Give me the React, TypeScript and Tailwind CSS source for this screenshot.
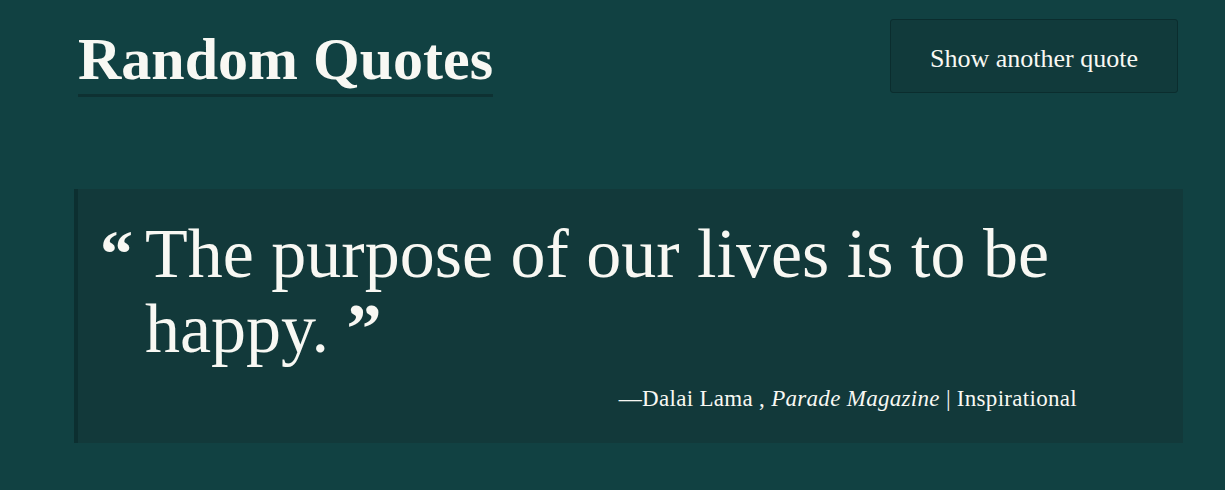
export default function App() {
  return (
    <div className="min-h-[490px] w-full bg-[#114142] text-[#f8f8f3] font-['Liberation_Serif',serif]">
      <div className="ml-[74px] w-[1109px] pt-[19px]">
        <header className="flex items-start justify-between pl-[4px] pr-[5px]">
          <h1 className="mt-[10px] border-b-[3px] border-[#0e3132] pb-[5px] text-[60px] font-bold leading-[60px]">
            Random Quotes
          </h1>
          <button className="h-[74px] w-[288px] rounded-[3px] border border-[#0b2d2e] bg-[#113a3b] pt-[5px] text-[26px] leading-none text-[#f8f8f3]">
            Show another quote
          </button>
        </header>

        <blockquote className="mt-[92px] border-l-4 border-[#0c2f30] bg-[#12393a] pt-[27px] pb-[29px] pl-[22px]">
          <div className="flex">
            <span className="w-[45px] shrink-0 text-[66px] font-bold leading-[75px]">
              “
            </span>
            <div className="w-[932px]">
              <p className="text-[70px] leading-[75px]">
                The purpose of our lives is to be happy.&nbsp;<b className="font-bold">”</b>
              </p>
              <p className="mt-[18px] text-right text-[23px] leading-[30px] tracking-[0.3px]">
                —Dalai Lama , <cite className="italic">Parade Magazine</cite> | Inspirational
              </p>
            </div>
          </div>
        </blockquote>
      </div>
    </div>
  );
}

────────

Description of the task: Skip the pictures, then retype every line above exactly.

Output of the exercise:
Give me the React, TypeScript and Tailwind CSS source for this screenshot.
export default function App() {
  return (
    <div className="min-h-[490px] w-full bg-[#114142] text-[#f8f8f3] font-['Liberation_Serif',serif]">
      <div className="ml-[74px] w-[1109px] pt-[19px]">
        <header className="flex items-start justify-between pl-[4px] pr-[5px]">
          <h1 className="mt-[10px] border-b-[3px] border-[#0e3132] pb-[5px] text-[60px] font-bold leading-[60px]">
            Random Quotes
          </h1>
          <button className="h-[74px] w-[288px] rounded-[3px] border border-[#0b2d2e] bg-[#113a3b] pt-[5px] text-[26px] leading-none text-[#f8f8f3]">
            Show another quote
          </button>
        </header>

        <blockquote className="mt-[92px] border-l-4 border-[#0c2f30] bg-[#12393a] pt-[27px] pb-[29px] pl-[22px]">
          <div className="flex">
            <span className="w-[45px] shrink-0 text-[66px] font-bold leading-[75px]">
              “
            </span>
            <div className="w-[932px]">
              <p className="text-[70px] leading-[75px]">
                The purpose of our lives is to be happy.&nbsp;<b className="font-bold">”</b>
              </p>
              <p className="mt-[18px] text-right text-[23px] leading-[30px] tracking-[0.3px]">
                —Dalai Lama , <cite className="italic">Parade Magazine</cite> | Inspirational
              </p>
            </div>
          </div>
        </blockquote>
      </div>
    </div>
  );
}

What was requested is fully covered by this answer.